Anti-Trump protests erupt across the country
Protesters demonstrating against President Trump drew police responses and disrupted public transportation systems across the nation Friday even as Trump took the oath of office at the Capitol in Washington.
San Jose’s Valley Transportation Authority said it expected two planned demonstrations on Friday to disrupt bus and light rail service. In Portland, TriMet said it had prepared to suspend service to downtown areas to avoid protests.
In San Francisco, the Bay Area Rapid Transit system said it would add extra cars to its trains to allow protesters to get to planned demonstrations in the city.
Five groups have applied for permits to demonstrate in Los Angeles on Friday. More than 15,000 people had said they plan to attend one morning rally where speakers will demand Trump abandon plans to deport undocumented immigrants. About 70,000 people said on Facebook they plan to attend another demonstration in Los Angeles on Saturday.
Seven organizations are protesting in Austin, where city police have asked residents to work from home if they can. Some non-essential city employees are being allowed to leave work early on Friday.
Police officers in Oakland, Calif., surrounded police headquarters on Thursday night as demonstrators marched to protest Trump’s plans to roll back the Affordable Care Act. A department spokeswoman said every available officer is on duty ahead of larger protests planned for Friday and Saturday.
Philadelphia police have asked visitors to avoid Center City, where demonstrations began as Trump took the oath of office.
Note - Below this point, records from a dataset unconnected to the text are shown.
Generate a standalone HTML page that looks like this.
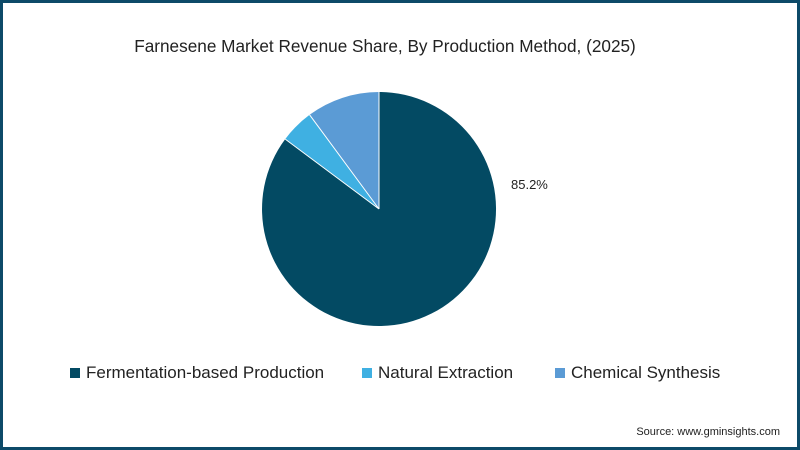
<!DOCTYPE html>
<html><head><style>
html,body{margin:0;padding:0;}
body{width:800px;height:450px;overflow:hidden;background:#fff;font-family:"Liberation Sans",sans-serif;}
.frame{position:absolute;left:0;top:0;width:794px;height:444px;border:3px solid #0d4a68;}
.t{position:absolute;left:-15px;width:800px;top:36px;text-align:center;font-size:17.2px;color:#222;}
.lbl{position:absolute;left:511px;top:177px;font-size:13px;color:#222;}
.lg{position:absolute;top:363px;font-size:17px;color:#222;}
.sq{display:inline-block;width:10px;height:10px;margin-right:6px;vertical-align:0px;}
.src{position:absolute;right:20px;top:426px;font-size:11px;color:#222;}
</style></head><body>
<div class="frame"></div>
<div class="t">Farnesene Market Revenue Share, By Production Method, (2025)</div>
<svg width="800" height="450" style="position:absolute;left:0;top:0">
<path d="M379 209 L379 92 A117 117 0 1 1 285.2 139.1 Z" fill="#034a63"/>
<path d="M379 209 L285.2 139.1 A117 117 0 0 1 309.6 114.8 Z" fill="#3fb0e2"/>
<path d="M379 209 L309.6 114.8 A117 117 0 0 1 379 92 Z" fill="#5b9bd5"/>
<path d="M379 209 L379 92 M379 209 L285.2 139.1 M379 209 L309.6 114.8" stroke="#fff" stroke-width="1"/>
</svg>
<div class="lbl">85.2%</div>
<div class="lg" style="left:70px"><span class="sq" style="background:#034a63"></span>Fermentation-based Production</div>
<div class="lg" style="left:362px"><span class="sq" style="background:#3fb0e2"></span>Natural Extraction</div>
<div class="lg" style="left:555px"><span class="sq" style="background:#5b9bd5"></span>Chemical Synthesis</div>
<div class="src">Source: www.gminsights.com</div>
</body></html>
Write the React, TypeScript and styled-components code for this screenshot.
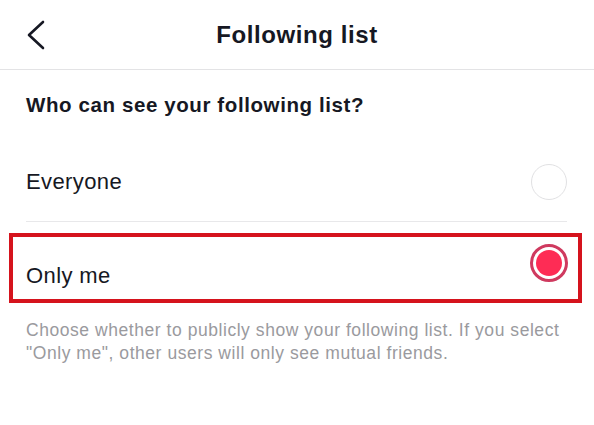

Organizers in Denver expect up to 40,000 people to join a march through the heart of downtown.
Rep. John Lewis (D-Ga.), who publicly feuded with Trump days before the new president took office, will headline a march and rally in Atlanta on Saturday.
Students planned to walk out of colleges in Atlanta on Friday. Other walkouts are planned at schools in Los Angeles; Seattle; and Austin, Texas, among other cities.